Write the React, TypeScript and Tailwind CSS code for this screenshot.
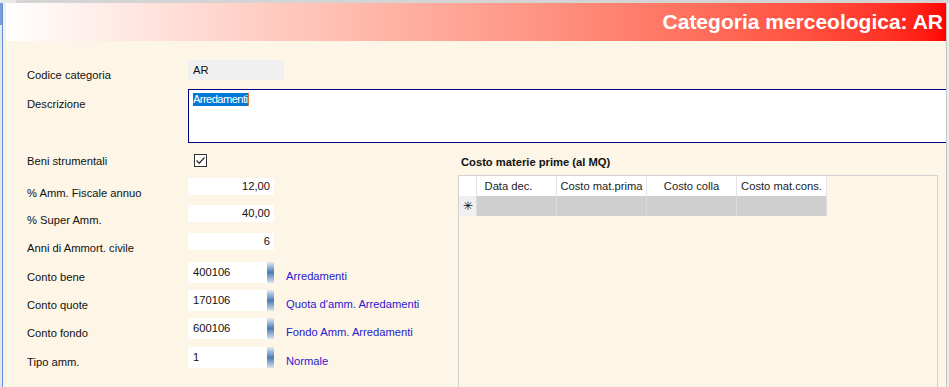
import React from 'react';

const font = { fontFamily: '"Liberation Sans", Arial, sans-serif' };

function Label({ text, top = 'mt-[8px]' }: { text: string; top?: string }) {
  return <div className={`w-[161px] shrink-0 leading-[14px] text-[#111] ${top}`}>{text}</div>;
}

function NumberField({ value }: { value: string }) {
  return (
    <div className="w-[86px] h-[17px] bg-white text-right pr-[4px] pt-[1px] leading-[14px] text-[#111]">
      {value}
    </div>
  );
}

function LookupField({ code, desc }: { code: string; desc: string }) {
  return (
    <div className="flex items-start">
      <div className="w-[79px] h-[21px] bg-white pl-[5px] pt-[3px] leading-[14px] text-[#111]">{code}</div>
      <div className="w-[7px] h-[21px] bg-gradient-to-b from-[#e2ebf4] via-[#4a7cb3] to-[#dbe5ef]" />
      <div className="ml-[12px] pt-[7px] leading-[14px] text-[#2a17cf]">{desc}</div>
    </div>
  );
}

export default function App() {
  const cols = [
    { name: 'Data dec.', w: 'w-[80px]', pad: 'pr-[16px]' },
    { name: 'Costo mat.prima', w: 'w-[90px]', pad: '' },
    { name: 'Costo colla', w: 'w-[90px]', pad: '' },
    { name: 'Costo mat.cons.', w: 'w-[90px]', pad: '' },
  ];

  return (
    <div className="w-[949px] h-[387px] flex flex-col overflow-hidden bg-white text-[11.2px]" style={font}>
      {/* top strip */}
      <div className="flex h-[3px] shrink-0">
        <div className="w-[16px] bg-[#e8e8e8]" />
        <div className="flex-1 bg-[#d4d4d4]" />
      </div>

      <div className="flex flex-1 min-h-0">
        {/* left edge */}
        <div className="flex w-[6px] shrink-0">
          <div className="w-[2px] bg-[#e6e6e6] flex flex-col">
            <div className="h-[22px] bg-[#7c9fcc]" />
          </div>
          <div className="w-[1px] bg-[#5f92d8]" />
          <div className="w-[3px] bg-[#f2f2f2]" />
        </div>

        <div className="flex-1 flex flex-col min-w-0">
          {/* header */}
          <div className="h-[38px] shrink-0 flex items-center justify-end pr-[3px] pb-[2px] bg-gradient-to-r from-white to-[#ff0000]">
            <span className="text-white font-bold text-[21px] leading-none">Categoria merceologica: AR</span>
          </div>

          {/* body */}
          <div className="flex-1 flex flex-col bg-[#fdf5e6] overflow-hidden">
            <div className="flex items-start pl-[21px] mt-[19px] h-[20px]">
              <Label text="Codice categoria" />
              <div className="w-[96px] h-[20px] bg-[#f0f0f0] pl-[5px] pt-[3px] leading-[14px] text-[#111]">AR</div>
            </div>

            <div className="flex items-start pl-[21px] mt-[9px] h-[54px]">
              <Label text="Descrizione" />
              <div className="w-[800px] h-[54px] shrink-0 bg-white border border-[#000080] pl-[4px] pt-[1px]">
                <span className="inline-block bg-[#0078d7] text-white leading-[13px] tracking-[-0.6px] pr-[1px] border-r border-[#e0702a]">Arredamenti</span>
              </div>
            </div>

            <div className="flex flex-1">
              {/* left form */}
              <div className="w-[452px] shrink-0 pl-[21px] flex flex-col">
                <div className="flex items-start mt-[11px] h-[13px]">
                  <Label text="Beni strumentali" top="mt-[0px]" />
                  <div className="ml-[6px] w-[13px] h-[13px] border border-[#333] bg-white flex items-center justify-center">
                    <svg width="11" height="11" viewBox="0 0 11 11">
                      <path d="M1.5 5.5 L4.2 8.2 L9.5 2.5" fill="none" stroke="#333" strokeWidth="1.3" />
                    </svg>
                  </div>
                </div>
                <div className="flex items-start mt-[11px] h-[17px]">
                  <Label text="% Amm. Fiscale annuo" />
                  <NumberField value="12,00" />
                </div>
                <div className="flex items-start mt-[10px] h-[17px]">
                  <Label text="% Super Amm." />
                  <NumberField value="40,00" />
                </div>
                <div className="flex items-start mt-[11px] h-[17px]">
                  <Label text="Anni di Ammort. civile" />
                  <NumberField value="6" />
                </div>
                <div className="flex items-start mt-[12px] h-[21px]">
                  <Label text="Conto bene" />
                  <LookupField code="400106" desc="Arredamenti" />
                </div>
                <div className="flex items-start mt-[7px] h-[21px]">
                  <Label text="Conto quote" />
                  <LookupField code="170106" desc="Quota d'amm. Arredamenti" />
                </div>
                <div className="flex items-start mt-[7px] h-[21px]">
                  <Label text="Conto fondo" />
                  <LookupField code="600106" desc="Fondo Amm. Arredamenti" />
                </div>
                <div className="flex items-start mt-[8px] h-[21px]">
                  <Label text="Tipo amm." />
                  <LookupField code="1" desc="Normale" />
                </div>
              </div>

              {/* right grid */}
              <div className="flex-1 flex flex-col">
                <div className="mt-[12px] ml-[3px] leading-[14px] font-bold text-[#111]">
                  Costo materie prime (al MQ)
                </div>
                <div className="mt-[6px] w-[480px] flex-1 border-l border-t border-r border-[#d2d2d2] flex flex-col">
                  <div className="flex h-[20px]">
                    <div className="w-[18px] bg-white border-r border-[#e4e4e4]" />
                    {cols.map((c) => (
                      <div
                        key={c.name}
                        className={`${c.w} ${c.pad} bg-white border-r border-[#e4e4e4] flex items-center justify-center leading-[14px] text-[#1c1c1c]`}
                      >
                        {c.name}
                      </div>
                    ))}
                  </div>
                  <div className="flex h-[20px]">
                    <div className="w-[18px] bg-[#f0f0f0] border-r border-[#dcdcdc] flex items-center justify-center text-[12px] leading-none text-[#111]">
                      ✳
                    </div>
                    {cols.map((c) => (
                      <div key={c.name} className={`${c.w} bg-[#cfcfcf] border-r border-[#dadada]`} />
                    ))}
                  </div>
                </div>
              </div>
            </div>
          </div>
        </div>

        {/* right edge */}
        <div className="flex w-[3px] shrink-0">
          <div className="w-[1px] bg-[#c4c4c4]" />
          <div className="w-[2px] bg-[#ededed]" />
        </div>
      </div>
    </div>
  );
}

:::::

▶ [Exercise requirements] The pictures should not be reproduced; quote all of the other material exactly.

▶ [Problem solution]
Write the React, TypeScript and Tailwind CSS code for this screenshot.
import React from 'react';

const font = { fontFamily: '"Liberation Sans", Arial, sans-serif' };

function Label({ text, top = 'mt-[8px]' }: { text: string; top?: string }) {
  return <div className={`w-[161px] shrink-0 leading-[14px] text-[#111] ${top}`}>{text}</div>;
}

function NumberField({ value }: { value: string }) {
  return (
    <div className="w-[86px] h-[17px] bg-white text-right pr-[4px] pt-[1px] leading-[14px] text-[#111]">
      {value}
    </div>
  );
}

function LookupField({ code, desc }: { code: string; desc: string }) {
  return (
    <div className="flex items-start">
      <div className="w-[79px] h-[21px] bg-white pl-[5px] pt-[3px] leading-[14px] text-[#111]">{code}</div>
      <div className="w-[7px] h-[21px] bg-gradient-to-b from-[#e2ebf4] via-[#4a7cb3] to-[#dbe5ef]" />
      <div className="ml-[12px] pt-[7px] leading-[14px] text-[#2a17cf]">{desc}</div>
    </div>
  );
}

export default function App() {
  const cols = [
    { name: 'Data dec.', w: 'w-[80px]', pad: 'pr-[16px]' },
    { name: 'Costo mat.prima', w: 'w-[90px]', pad: '' },
    { name: 'Costo colla', w: 'w-[90px]', pad: '' },
    { name: 'Costo mat.cons.', w: 'w-[90px]', pad: '' },
  ];

  return (
    <div className="w-[949px] h-[387px] flex flex-col overflow-hidden bg-white text-[11.2px]" style={font}>
      {/* top strip */}
      <div className="flex h-[3px] shrink-0">
        <div className="w-[16px] bg-[#e8e8e8]" />
        <div className="flex-1 bg-[#d4d4d4]" />
      </div>

      <div className="flex flex-1 min-h-0">
        {/* left edge */}
        <div className="flex w-[6px] shrink-0">
          <div className="w-[2px] bg-[#e6e6e6] flex flex-col">
            <div className="h-[22px] bg-[#7c9fcc]" />
          </div>
          <div className="w-[1px] bg-[#5f92d8]" />
          <div className="w-[3px] bg-[#f2f2f2]" />
        </div>

        <div className="flex-1 flex flex-col min-w-0">
          {/* header */}
          <div className="h-[38px] shrink-0 flex items-center justify-end pr-[3px] pb-[2px] bg-gradient-to-r from-white to-[#ff0000]">
            <span className="text-white font-bold text-[21px] leading-none">Categoria merceologica: AR</span>
          </div>

          {/* body */}
          <div className="flex-1 flex flex-col bg-[#fdf5e6] overflow-hidden">
            <div className="flex items-start pl-[21px] mt-[19px] h-[20px]">
              <Label text="Codice categoria" />
              <div className="w-[96px] h-[20px] bg-[#f0f0f0] pl-[5px] pt-[3px] leading-[14px] text-[#111]">AR</div>
            </div>

            <div className="flex items-start pl-[21px] mt-[9px] h-[54px]">
              <Label text="Descrizione" />
              <div className="w-[800px] h-[54px] shrink-0 bg-white border border-[#000080] pl-[4px] pt-[1px]">
                <span className="inline-block bg-[#0078d7] text-white leading-[13px] tracking-[-0.6px] pr-[1px] border-r border-[#e0702a]">Arredamenti</span>
              </div>
            </div>

            <div className="flex flex-1">
              {/* left form */}
              <div className="w-[452px] shrink-0 pl-[21px] flex flex-col">
                <div className="flex items-start mt-[11px] h-[13px]">
                  <Label text="Beni strumentali" top="mt-[0px]" />
                  <div className="ml-[6px] w-[13px] h-[13px] border border-[#333] bg-white flex items-center justify-center">
                    <svg width="11" height="11" viewBox="0 0 11 11">
                      <path d="M1.5 5.5 L4.2 8.2 L9.5 2.5" fill="none" stroke="#333" strokeWidth="1.3" />
                    </svg>
                  </div>
                </div>
                <div className="flex items-start mt-[11px] h-[17px]">
                  <Label text="% Amm. Fiscale annuo" />
                  <NumberField value="12,00" />
                </div>
                <div className="flex items-start mt-[10px] h-[17px]">
                  <Label text="% Super Amm." />
                  <NumberField value="40,00" />
                </div>
                <div className="flex items-start mt-[11px] h-[17px]">
                  <Label text="Anni di Ammort. civile" />
                  <NumberField value="6" />
                </div>
                <div className="flex items-start mt-[12px] h-[21px]">
                  <Label text="Conto bene" />
                  <LookupField code="400106" desc="Arredamenti" />
                </div>
                <div className="flex items-start mt-[7px] h-[21px]">
                  <Label text="Conto quote" />
                  <LookupField code="170106" desc="Quota d'amm. Arredamenti" />
                </div>
                <div className="flex items-start mt-[7px] h-[21px]">
                  <Label text="Conto fondo" />
                  <LookupField code="600106" desc="Fondo Amm. Arredamenti" />
                </div>
                <div className="flex items-start mt-[8px] h-[21px]">
                  <Label text="Tipo amm." />
                  <LookupField code="1" desc="Normale" />
                </div>
              </div>

              {/* right grid */}
              <div className="flex-1 flex flex-col">
                <div className="mt-[12px] ml-[3px] leading-[14px] font-bold text-[#111]">
                  Costo materie prime (al MQ)
                </div>
                <div className="mt-[6px] w-[480px] flex-1 border-l border-t border-r border-[#d2d2d2] flex flex-col">
                  <div className="flex h-[20px]">
                    <div className="w-[18px] bg-white border-r border-[#e4e4e4]" />
                    {cols.map((c) => (
                      <div
                        key={c.name}
                        className={`${c.w} ${c.pad} bg-white border-r border-[#e4e4e4] flex items-center justify-center leading-[14px] text-[#1c1c1c]`}
                      >
                        {c.name}
                      </div>
                    ))}
                  </div>
                  <div className="flex h-[20px]">
                    <div className="w-[18px] bg-[#f0f0f0] border-r border-[#dcdcdc] flex items-center justify-center text-[12px] leading-none text-[#111]">
                      ✳
                    </div>
                    {cols.map((c) => (
                      <div key={c.name} className={`${c.w} bg-[#cfcfcf] border-r border-[#dadada]`} />
                    ))}
                  </div>
                </div>
              </div>
            </div>
          </div>
        </div>

        {/* right edge */}
        <div className="flex w-[3px] shrink-0">
          <div className="w-[1px] bg-[#c4c4c4]" />
          <div className="w-[2px] bg-[#ededed]" />
        </div>
      </div>
    </div>
  );
}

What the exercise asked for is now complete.